正々堂々戦えというのは強者の理論

文:なかむら ひろし

 現在、ラグビーのワールドカップが日本で初めて行われているということで一部では盛り上がっているようだ。私も高校生の時に少しやったことがあるんだけど、ルールがいまいち分からないままプレイしていたことを覚えている。ラグビーが好きな人には悪いけど、日本ではワールドカップといったらサッカーだよな。

 サッカーのワールドカップといえば、ポーランド戦で日本が1点リードされているのにも関わらず、時間稼ぎのパス回しをしたことが賛否両論の嵐を巻き起こしたのは記憶に新しいと思う。この日本代表の作戦に否定的な意見として目立ったのが「正々堂々戦え」や「敬意に欠ける」というものだった。個人的には別に反則をしたわけじゃなくて、ルールに則ってのプレイなんだから良いだろと思うんだけど、許せない人も相当数いるのは事実なんだよね。
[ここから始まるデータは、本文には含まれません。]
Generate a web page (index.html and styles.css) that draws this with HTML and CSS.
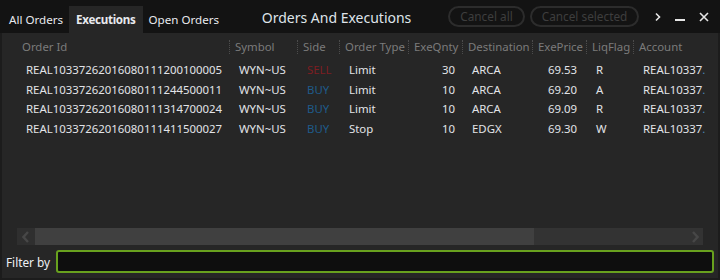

 そこで今回は「正々堂々」って何やねん?ということを考えてみたいと思う。そのヒントを与えてくれるのがジャギ様だ。何?ジャギ様を知らない?じゃあ、死ね···じゃなくて、今すぐ『北斗の拳』を読んでくれ。

ジャギ様

「おれの名をいってみろ!」「兄よりすぐれた弟なぞ存在しねえ!」「きさまのその耳が弟に似ている」などの名言を残した名言メーカー。見るからに悪そうな風貌と絶対大物じゃないよねという漂う小物感がチャームポイント。アミバと同じく「なりすまし」を行うが完成度は低い。ソードオフショットガンという玄人好み(?)の銃を愛用。皆も空気椅子をやるときは「北斗羅漢撃」のポーズを取ったよな?

 前回扱ったアミバと同じく『北斗の拳』の超人気キャラクターということで、説明は不要だったかな。

 とんでもなくイカれた悪党なんだけど、非常に魅力的なキャラクターということでいろいろ語りたいところではあるんだけど、今回注目したいのはキムとかいう破門される人がいる中、北斗神拳伝承者の最終候補まで残った実力者であるはずのジャギ様が拳だけじゃなく含み針や銃などを使って戦っていた点なんだよね。

 ケンシロウは「どうして拳だけで戦おうとしない」と批判していたけど、答えは簡単で「拳だけでは勝てないから」に尽きる。ジャギ様は自信満々を装ってたけど、絶対分かってたと思うよ。自分の方が遥かに劣っていたことを。年下にボコボコにされたことで復讐の鬼になってしまい、自分を見失ってしまったんだよ。

 まぁケンシロウはもっと鍛えて強くなれって言いたかったんだろうけど、あそこまで力の差を見せ付けられたら奇策に走るしかないよね。体格とか身体能力なんて頑張っても覆せないレベルってあるからね。実際、身長160センチしかないのにヘビー級王者を目指すなんて無理だよ。特に負け=死なんて状況だったら尚更だよね。

 世紀末の世界では法も秩序もないからアレだけど、現実の社会でも法律やルールに反していなくても「正々堂々」を強要され、批判されることって結構あると思うんだよね。何もスポーツの世界だけじゃない。商売だって、恋愛だってそうだ。品質では勝てないから価格で勝負する。容姿では勝てないから経済力で勝負する。別にいいじゃないか。

 それを「安かろう悪かろうなんて社会を悪くする」「金で人の心を買おうとするなんて下衆の極みだ」なんて批判するのは強者がその地位を守るために言う詭弁なんだよな。自分にとって有利な土俵で勝負させれば負けない訳なんだから。それを強要する方が「正々堂々」としてないんじゃねぇの?強者はケンシロウみたいに「あいかわらずそんな物にたよっているのか」と言って、堂々としてれば良いんだよ。

 奇策っていうのは弱者が強者に対抗するための唯一の手段。他人から批判されようが、自分のフィールドを見付けて、どうすれば勝てるかを模索するのが一番。何回負けても一回でも勝てば、それは勝者だ。ちゃんと評価してくれる人もいるって。ただ、法律やルールを破っちゃうと、ジャギ様のように「ばわ!」ってなっても文句は言えないから注意な。

 最後に言っておくと、何も行動を起こさない弱者が奇策を批判するのが一番みっともないから止めといた方が良いよ。批判じゃなくて参考にしような。